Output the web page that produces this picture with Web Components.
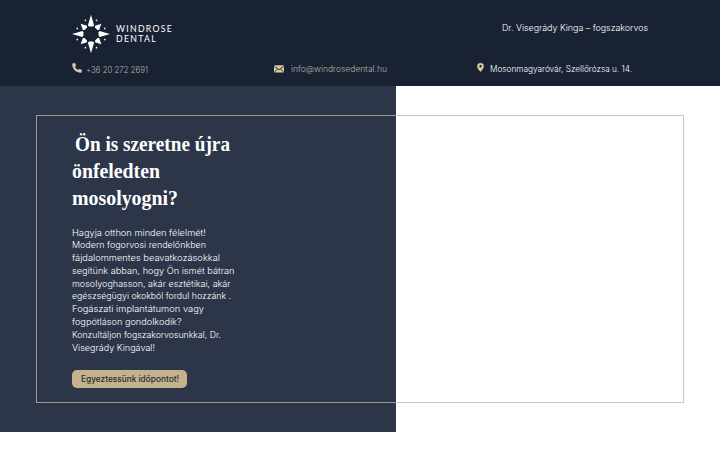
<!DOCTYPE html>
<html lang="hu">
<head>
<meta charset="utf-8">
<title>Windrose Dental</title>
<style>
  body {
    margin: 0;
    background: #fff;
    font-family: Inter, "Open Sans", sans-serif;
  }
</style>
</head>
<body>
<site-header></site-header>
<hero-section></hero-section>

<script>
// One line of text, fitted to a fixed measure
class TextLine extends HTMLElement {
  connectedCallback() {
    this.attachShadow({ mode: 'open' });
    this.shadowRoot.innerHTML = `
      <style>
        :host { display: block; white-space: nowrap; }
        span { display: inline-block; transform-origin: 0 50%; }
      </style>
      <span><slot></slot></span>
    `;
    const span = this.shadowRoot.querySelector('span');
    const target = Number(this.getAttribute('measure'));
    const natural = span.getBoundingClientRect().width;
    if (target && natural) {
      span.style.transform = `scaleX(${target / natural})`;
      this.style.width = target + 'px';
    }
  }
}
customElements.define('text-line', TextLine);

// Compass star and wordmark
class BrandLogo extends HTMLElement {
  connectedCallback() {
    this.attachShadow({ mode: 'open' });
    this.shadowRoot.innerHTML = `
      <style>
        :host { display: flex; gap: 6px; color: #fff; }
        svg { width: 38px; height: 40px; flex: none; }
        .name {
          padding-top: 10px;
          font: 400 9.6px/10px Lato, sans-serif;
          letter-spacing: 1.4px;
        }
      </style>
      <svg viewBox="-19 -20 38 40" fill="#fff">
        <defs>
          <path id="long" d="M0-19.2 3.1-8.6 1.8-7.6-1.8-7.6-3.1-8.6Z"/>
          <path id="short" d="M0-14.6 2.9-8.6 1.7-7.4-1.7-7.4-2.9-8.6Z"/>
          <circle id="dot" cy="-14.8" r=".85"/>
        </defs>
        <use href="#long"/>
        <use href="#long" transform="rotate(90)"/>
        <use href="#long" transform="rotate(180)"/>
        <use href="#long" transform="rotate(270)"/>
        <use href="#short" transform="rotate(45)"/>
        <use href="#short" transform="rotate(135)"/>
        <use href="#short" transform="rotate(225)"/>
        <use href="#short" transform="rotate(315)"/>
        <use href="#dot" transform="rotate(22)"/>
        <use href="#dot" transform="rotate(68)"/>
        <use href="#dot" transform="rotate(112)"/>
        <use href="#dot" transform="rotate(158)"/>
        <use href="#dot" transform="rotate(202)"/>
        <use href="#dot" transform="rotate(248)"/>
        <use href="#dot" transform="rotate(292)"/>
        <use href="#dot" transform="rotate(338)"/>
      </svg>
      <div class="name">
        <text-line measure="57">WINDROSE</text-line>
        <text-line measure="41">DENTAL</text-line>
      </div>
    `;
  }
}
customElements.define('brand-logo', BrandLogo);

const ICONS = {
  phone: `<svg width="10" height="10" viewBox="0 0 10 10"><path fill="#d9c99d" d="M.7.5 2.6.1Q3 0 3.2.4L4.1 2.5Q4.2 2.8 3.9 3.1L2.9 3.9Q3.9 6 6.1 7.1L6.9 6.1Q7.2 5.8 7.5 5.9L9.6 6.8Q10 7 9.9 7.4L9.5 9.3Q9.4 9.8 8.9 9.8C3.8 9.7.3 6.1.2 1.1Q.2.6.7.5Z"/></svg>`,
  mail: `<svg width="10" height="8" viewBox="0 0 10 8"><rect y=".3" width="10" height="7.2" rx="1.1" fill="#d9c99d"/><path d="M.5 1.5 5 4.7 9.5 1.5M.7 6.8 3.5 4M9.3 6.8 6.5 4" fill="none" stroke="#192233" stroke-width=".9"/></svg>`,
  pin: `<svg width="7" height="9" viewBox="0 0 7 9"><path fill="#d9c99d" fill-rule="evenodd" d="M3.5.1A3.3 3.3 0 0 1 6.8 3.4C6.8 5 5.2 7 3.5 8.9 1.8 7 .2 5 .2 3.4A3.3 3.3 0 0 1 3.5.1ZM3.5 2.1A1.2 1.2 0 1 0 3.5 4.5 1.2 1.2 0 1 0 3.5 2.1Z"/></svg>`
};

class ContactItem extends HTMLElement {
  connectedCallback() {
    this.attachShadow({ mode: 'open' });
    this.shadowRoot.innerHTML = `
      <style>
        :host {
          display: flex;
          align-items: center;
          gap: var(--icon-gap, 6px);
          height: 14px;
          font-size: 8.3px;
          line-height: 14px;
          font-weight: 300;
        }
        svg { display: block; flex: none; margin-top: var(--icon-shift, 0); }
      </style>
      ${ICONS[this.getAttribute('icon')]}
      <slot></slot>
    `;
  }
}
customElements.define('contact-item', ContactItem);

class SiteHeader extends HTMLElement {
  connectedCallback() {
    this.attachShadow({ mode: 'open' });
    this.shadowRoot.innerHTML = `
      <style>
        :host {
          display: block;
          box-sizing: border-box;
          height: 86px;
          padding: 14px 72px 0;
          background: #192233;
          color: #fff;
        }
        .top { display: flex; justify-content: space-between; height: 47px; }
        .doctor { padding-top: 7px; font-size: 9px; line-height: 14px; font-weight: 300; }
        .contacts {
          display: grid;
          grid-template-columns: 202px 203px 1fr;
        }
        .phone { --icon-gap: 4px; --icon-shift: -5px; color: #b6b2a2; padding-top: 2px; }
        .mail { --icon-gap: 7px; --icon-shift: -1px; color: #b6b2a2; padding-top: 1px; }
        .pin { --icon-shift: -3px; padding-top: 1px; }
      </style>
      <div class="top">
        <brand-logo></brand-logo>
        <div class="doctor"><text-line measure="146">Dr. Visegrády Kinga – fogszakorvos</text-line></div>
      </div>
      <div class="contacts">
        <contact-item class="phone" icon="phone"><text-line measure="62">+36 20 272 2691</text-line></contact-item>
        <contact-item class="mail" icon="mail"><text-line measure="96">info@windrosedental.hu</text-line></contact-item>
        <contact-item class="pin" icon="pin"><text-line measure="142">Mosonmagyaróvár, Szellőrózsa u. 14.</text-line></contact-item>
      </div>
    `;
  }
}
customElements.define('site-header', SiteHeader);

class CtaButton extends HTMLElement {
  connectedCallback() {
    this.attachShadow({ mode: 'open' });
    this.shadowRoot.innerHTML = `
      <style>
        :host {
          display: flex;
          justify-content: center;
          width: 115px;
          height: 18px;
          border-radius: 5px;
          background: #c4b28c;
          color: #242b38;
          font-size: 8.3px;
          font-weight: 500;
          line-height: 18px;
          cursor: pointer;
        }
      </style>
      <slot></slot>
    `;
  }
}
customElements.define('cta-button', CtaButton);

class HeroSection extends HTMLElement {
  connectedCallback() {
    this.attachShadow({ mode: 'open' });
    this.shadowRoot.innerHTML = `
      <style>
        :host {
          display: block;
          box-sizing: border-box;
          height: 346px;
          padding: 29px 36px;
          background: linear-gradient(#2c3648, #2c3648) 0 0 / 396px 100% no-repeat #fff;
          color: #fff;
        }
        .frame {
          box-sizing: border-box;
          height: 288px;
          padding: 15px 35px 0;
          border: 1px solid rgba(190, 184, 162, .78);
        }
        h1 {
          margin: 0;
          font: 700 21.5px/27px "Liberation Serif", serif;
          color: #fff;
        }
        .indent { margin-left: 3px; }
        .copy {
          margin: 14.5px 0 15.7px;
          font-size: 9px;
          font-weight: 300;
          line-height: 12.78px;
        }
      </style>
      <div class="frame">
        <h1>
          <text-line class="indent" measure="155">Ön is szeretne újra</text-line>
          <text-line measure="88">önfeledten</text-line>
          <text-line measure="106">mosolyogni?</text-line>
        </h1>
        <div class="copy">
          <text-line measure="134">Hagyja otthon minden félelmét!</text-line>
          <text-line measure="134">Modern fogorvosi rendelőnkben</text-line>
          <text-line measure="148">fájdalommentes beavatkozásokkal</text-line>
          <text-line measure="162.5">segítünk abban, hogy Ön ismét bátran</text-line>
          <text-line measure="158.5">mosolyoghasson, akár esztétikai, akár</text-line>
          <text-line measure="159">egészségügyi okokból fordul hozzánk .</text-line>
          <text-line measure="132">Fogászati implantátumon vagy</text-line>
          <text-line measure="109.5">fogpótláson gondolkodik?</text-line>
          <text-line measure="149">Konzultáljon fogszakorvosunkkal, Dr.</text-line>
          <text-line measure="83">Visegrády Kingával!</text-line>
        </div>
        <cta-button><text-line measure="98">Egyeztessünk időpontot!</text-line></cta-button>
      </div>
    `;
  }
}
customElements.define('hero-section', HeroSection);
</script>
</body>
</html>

+++++

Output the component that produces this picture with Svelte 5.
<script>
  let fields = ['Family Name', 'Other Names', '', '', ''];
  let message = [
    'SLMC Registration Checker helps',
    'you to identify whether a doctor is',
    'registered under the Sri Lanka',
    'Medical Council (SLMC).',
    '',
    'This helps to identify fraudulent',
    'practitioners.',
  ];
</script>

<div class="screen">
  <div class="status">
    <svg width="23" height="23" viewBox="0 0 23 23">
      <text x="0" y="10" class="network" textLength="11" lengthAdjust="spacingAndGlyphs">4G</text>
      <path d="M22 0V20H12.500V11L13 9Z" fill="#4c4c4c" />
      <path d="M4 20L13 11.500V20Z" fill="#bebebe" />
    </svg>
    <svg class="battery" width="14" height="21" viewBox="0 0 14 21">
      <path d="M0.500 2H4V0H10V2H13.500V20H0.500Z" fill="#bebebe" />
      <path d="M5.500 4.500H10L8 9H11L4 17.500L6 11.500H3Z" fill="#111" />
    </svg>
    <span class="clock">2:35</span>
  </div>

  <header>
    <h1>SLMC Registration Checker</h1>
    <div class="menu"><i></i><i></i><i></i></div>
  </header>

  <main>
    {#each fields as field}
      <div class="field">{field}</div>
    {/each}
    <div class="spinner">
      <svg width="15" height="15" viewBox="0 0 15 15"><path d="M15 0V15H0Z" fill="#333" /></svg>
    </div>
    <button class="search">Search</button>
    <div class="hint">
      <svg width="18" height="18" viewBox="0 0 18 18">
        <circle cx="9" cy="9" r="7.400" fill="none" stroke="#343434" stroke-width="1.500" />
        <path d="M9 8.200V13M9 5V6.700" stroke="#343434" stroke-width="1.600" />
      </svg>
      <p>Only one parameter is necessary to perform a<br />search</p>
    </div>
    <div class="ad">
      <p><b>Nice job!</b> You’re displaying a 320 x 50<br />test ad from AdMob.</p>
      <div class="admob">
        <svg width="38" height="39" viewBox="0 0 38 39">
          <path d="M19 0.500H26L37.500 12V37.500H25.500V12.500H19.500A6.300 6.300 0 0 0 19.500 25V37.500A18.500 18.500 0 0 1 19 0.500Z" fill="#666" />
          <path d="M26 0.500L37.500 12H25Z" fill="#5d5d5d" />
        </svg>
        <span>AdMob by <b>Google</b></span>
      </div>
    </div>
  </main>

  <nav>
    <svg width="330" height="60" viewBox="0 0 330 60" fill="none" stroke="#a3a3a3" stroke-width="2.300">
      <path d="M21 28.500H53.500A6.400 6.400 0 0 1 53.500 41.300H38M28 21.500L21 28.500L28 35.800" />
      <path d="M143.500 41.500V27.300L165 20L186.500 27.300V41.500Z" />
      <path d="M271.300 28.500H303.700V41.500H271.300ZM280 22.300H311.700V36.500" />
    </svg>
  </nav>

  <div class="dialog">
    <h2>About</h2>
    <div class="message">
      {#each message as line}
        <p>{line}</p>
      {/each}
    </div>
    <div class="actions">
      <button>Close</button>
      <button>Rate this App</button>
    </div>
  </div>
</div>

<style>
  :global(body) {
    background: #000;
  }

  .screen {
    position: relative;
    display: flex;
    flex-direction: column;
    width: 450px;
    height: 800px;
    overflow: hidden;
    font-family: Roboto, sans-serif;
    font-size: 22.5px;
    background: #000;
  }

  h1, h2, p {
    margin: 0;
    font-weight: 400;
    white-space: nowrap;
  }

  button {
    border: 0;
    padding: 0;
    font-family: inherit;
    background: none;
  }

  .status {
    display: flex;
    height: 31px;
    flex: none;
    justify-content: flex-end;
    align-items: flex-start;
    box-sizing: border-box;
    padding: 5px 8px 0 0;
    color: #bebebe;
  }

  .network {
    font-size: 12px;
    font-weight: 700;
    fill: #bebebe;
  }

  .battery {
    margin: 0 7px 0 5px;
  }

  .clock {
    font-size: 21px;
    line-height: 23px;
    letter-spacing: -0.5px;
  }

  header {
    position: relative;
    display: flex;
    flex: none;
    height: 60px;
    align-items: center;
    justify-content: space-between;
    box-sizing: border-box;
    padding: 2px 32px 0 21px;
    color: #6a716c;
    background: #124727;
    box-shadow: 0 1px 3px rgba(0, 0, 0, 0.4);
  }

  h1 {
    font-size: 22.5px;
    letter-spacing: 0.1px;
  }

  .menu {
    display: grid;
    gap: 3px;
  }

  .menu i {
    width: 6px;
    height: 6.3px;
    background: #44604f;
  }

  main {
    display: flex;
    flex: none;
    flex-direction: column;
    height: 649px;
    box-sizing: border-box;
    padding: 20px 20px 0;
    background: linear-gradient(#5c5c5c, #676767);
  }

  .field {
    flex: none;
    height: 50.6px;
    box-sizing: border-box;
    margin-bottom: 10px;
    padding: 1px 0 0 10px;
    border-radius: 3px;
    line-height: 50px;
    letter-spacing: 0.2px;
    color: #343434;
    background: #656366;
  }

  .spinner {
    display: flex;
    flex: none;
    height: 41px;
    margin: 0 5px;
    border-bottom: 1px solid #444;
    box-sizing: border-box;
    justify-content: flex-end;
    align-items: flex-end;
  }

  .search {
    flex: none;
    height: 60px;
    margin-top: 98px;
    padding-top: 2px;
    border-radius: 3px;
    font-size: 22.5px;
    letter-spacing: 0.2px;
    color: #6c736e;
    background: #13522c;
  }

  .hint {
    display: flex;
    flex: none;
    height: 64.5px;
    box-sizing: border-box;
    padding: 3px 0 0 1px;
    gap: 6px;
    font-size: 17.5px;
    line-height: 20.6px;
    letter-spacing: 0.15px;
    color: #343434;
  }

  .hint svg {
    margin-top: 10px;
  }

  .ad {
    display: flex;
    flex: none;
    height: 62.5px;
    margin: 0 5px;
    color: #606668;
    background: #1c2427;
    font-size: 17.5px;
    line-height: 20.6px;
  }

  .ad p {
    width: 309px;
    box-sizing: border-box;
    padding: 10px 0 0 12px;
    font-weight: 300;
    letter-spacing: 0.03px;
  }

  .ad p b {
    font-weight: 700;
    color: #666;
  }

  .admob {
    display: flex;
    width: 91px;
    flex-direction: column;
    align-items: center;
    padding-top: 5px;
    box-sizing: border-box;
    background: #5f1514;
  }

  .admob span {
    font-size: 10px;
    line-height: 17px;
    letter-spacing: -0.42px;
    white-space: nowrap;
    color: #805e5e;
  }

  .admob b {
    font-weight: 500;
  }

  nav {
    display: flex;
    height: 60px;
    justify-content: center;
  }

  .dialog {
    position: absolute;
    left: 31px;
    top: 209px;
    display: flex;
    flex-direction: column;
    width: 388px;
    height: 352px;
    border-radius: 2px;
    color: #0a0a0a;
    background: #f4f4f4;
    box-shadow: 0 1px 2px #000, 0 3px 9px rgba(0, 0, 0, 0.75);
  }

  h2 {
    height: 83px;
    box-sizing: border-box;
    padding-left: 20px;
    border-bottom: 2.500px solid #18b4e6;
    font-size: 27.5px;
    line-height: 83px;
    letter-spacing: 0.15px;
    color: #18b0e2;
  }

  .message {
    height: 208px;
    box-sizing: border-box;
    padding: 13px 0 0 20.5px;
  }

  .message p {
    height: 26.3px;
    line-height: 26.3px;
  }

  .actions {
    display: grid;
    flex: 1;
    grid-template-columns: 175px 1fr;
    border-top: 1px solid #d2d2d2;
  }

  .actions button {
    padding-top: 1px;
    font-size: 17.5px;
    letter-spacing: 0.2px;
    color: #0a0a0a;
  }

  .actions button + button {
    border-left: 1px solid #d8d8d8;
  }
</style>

+++++

● Your goal: Begin with the line that contains "Output the web", end with the line that contains "<hero-section></hero-section>", and set down every line in that range exactly as it stands, minus the pictures.

● Output below:
Output the web page that produces this picture with Web Components.
<!DOCTYPE html>
<html lang="hu">
<head>
<meta charset="utf-8">
<title>Windrose Dental</title>
<style>
  body {
    margin: 0;
    background: #fff;
    font-family: Inter, "Open Sans", sans-serif;
  }
</style>
</head>
<body>
<site-header></site-header>
<hero-section></hero-section>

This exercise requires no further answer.